Katherine Johnson showed an aptitude and interest in mathematics from a young age, prompting her mother, a teacher, and her father, a farmer and janitor, to move the family so that Johnson and her siblings could attend school1. According to Popular Science, Johnson was born on Women’s Equality Day, a foreshadowing of major accomplishments, not only for women, but also for women of color2. Johnson’s intellect carried her through school until she graduated high school at the age of 14 before moving on to West Virginia State College (now known as West Virginia State University) to earn a B.S. in French and Mathematics with honors in 19321,2. Johnson later enrolled in West Virginia State College’s graduate program, as one of the first three African-Americans selected to desegregate the institution after the state decided to move toward the integration of graduate school integration in 1939, but ultimately did not finish the degree to focus on her family3.
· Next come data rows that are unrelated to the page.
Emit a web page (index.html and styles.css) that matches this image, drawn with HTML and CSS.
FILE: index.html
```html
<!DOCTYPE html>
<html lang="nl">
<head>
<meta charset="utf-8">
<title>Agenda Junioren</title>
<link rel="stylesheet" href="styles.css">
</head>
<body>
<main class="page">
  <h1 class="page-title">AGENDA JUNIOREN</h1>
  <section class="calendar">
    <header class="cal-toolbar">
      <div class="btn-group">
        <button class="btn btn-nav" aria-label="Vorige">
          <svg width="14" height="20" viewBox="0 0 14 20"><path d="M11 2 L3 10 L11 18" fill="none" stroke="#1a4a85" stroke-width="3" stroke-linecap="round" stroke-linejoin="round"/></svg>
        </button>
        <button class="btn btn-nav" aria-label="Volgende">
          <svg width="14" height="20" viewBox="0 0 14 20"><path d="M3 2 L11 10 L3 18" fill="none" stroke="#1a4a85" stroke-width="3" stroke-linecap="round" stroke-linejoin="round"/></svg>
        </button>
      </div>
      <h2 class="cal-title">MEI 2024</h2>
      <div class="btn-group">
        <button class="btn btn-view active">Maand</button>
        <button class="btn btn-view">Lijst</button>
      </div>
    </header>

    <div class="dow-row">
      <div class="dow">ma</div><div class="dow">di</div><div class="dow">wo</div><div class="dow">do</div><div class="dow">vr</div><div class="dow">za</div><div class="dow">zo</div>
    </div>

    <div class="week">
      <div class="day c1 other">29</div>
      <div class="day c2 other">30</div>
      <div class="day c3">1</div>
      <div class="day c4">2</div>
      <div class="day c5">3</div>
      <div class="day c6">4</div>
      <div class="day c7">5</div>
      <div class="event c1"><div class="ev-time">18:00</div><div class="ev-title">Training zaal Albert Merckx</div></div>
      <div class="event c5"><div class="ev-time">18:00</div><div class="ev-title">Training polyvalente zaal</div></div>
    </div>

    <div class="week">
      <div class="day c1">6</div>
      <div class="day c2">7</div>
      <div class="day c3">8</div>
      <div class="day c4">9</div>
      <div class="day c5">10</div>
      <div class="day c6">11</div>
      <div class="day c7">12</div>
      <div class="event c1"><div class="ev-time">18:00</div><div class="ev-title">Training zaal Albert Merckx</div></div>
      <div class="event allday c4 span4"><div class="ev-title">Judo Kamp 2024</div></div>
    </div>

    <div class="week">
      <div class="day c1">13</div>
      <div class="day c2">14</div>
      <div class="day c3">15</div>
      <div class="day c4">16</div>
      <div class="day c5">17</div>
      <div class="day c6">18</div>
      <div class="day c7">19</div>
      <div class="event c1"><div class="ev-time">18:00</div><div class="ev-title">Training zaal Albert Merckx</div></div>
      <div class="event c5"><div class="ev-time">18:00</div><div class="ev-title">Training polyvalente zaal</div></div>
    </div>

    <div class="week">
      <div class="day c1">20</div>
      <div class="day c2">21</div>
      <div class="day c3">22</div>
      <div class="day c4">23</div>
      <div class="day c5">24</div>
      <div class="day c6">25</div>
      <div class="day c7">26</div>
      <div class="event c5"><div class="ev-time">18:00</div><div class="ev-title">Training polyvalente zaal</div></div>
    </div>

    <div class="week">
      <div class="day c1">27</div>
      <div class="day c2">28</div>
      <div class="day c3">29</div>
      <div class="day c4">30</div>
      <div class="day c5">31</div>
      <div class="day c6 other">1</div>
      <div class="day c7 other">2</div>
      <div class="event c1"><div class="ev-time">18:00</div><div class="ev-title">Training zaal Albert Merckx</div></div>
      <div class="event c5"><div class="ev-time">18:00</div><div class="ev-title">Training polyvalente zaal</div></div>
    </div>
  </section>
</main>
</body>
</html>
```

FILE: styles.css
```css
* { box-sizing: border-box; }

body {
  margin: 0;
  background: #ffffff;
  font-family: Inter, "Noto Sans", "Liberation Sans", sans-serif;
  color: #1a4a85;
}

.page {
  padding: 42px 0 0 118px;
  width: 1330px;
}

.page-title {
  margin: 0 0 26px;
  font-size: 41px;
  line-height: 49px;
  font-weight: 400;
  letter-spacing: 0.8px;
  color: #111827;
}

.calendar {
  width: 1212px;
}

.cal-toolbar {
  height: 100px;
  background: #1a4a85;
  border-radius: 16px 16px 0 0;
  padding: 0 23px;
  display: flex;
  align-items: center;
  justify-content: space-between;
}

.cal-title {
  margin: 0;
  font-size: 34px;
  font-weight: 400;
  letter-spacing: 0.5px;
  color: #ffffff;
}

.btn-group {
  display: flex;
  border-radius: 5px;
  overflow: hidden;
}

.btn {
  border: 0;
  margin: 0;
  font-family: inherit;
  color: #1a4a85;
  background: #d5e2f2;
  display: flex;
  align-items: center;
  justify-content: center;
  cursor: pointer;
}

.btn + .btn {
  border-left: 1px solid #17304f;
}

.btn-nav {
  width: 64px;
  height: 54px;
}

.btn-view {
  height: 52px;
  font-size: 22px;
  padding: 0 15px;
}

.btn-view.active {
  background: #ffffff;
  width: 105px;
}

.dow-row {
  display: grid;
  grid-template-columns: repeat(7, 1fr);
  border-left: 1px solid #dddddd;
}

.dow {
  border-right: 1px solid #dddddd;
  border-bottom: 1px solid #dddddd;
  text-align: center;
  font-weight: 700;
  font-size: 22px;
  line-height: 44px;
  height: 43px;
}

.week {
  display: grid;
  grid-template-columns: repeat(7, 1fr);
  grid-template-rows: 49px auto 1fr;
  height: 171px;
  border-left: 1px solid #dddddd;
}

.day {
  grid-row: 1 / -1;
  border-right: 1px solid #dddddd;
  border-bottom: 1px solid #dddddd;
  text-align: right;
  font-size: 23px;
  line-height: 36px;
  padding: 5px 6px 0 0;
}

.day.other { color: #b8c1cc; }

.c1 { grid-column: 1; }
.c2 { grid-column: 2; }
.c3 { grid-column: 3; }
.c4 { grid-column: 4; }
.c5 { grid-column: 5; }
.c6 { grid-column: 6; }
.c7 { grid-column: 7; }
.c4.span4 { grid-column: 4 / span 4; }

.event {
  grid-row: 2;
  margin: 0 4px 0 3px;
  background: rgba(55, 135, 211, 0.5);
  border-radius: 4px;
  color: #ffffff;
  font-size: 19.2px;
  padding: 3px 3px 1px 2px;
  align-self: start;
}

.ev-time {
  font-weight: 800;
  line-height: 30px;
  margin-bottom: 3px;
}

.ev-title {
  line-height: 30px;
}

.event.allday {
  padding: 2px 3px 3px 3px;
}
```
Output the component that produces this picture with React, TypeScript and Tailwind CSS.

After marrying and having children, Johnson used her new degree and enhanced knowledge to begin teaching in primary and secondary schools in her home state of Virginia. Johnson moved the Langley Research Center (LaRC) to work as a research mathematician for the National Advisory Committee for Aeronautics (NACA), which was the predecessor for the National Aeronautics and Space Administration, more commonly known now as NASA3. Johnson applied and was accepted into the NACA Langley Aeronautical Laboratory under their initiative to hire African-American mathematicians with teaching experience3. Johnson’s intelligence and undeniable knowledge of mathematics, landed her a place on a male only team, which she quickly won over through her valuable contributions1. Only two weeks into her position with the aforementioned laboratory, Johnson was reassigned to the Maneuver Loads Branch of the Flight Research Division by a superior who recognized her promise3

After NACA officially became NASA in 1958, Johnson moved from the Flight Mechanics Branch to the Spacecraft Controls Branch where she was tasked with calculating the flight path for the first U.S. astronaut’s journey into space1. Once Johnson proved her calculations correct and her foresight into the newly encountered factors of space travel, she was responsible for checking the calculations for the firs U.S. astronaut’s orbit around the moon piloted by John Glenn1

Johnson reported to NASA that “Glenn asked engineers to “get the girl”—Katherine Johnson—to run the same numbers through the same equations that had been programmed into the computers, but by hand, on her desktop mechanical calculating machine.  “If she says they’re good,” she remembers the astronaut saying, “then I’m ready to go”’3

Johnson was also a part of the critical team responsible for Neil Armstrong’s 1969 Apollo 11 flight to the Moon, as depicted in the box-office hit movie “Hidden Figures,” as well as the Apollo 13 mission in addition to other important space odyssey4

“Her calculations proved as critical to the success of the Apollo Moon landing program and the start of the Space Shuttle program, as they did to those first steps on the country’s journey into space,” NASA wrote3.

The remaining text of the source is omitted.